I took the morning off today, to take the youngest pup in for another round of testing. The blood tests and urinalysis done over the weekend pointed steadily at major problems with his kidneys, perhaps even towards renal dysplasia – basically a developmental anomaly that would all but guarantee kidney failure in fairly short order after the initial onset of symptoms. That wasn’t what I was expecting to hear, but I spent most of the night last night reading every article and journal entry I could get my hands on without a subscription. If that was, indeed, the worst case scenario, I wanted to know what we were up against. Nothing I read gave me a warm fuzzy.

This morning’s round of testing has given cause for a bit of cautious optimism. Jorah’s urine was concentrated, had appropriate color and smell, and its specific gravity was low, but still in the target range for normal. Those things wouldn’t likely be in the case if his kidneys were in the process of failing. He’s schedule for a trip through south eastern Pennsylvania on Friday to see a specialist and get an abdominal ultrasound. Barring an invasive biopsy, it’s the surest way to verify that his kidneys are correct in size and shape. Cautious optimism.

Since the mass consumption of water is something Jorah’s done since the day I brought him home and we’ve established that his kidneys are concentrating fluid and his blood isn’t showing any of the other likely issues, one of the remaining outliers could be that he’s just obsessed with drinking. The fact that it’s possible I gravitated, in a building full of dogs, to one that could have a touch of good old fashioned OCD probably shouldn’t be in any way surprising.
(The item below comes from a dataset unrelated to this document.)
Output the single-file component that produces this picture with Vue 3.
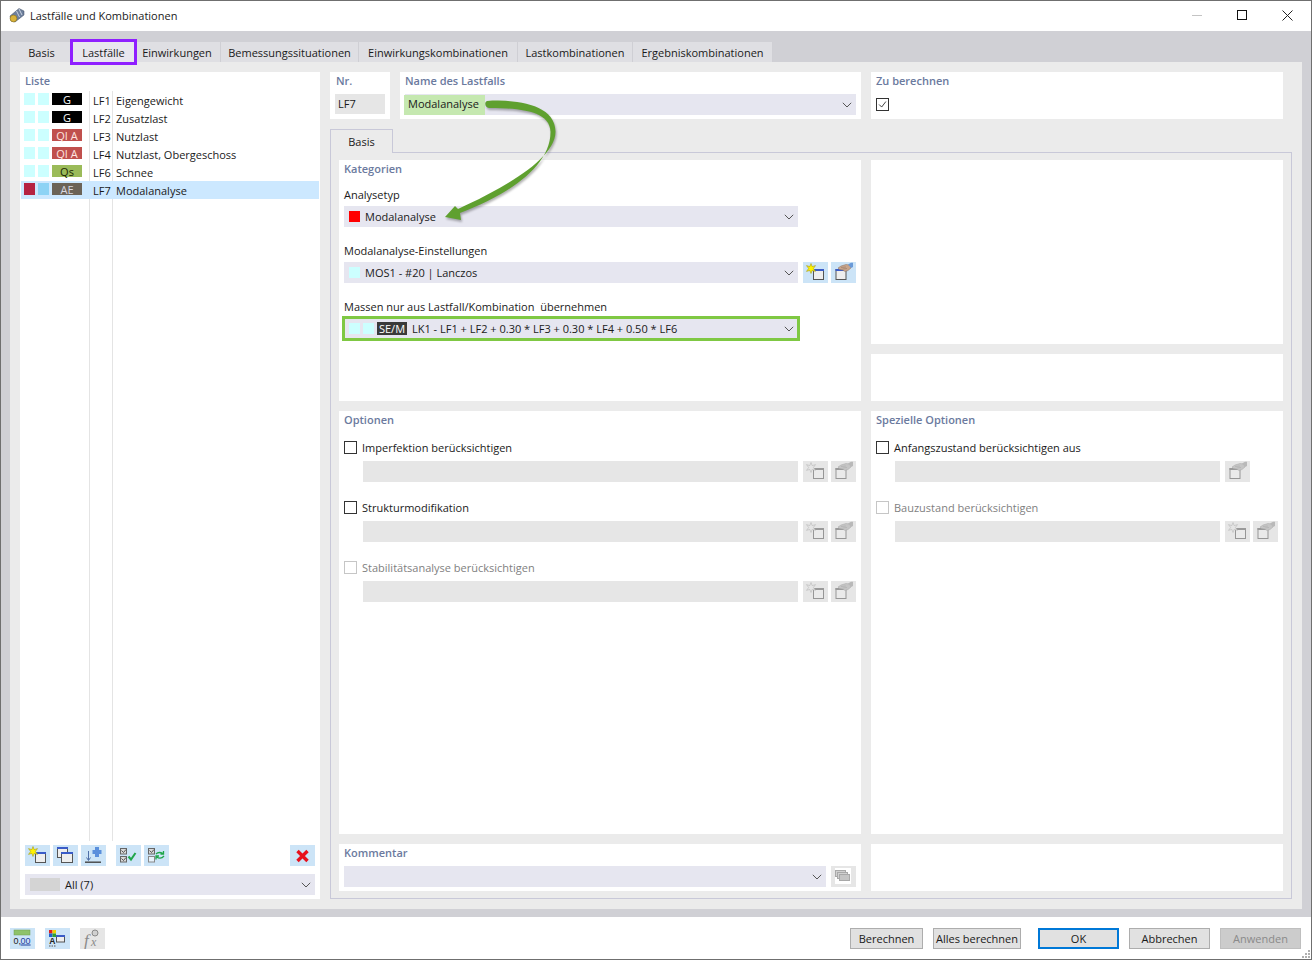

We’re still a ways off from having a truly definitive answer, but moving the one that’s effectively a short term death sentence more towards the unlikely column feels like a pretty good day’s work.

Dog days…

After a ridiculous amount of time in and out of the vet’s office, tests, retests, and the some more tests, the results are somewhat less conclusive than I would have hoped. The bottom line is this: Despite higher than normal protein levels in her urine, there doesn’t appear to be anything physically wrong with Maggie. She’s behaving normally and has no ill effects in terms of kidney, liver, or heart function. The phrase the vet used this morning was that it seemed likely that Maggie just has “an unusually high baseline on these tests.” I’m pretty sure that’s veterinary medicine’s way of saying the numbers aren’t right, but we have no idea why, but I let the nice vet off the hook without asking too many questions. As long as my pup is in good health and not from something causing long term damage, I’m content to leave well enough alone.

For now, I’m going to do some tinkering what her food and retry all these tests in six months to see if anything has changed. It’s not exactly the clean bill of health I usually look for from the vet, but at this point, but it seems like as good a negotiated settlement as I’m likely to get this time around. I’m mostly just pleased that we were able to rule out most of the worst case scenarios. Even so, this last week has been a bothersome reminder that I’m the single parent to two middle-aged children now. Neither one of them are pups anymore, regardless of how I still think of them in my own head. I’m not sure I like that at all.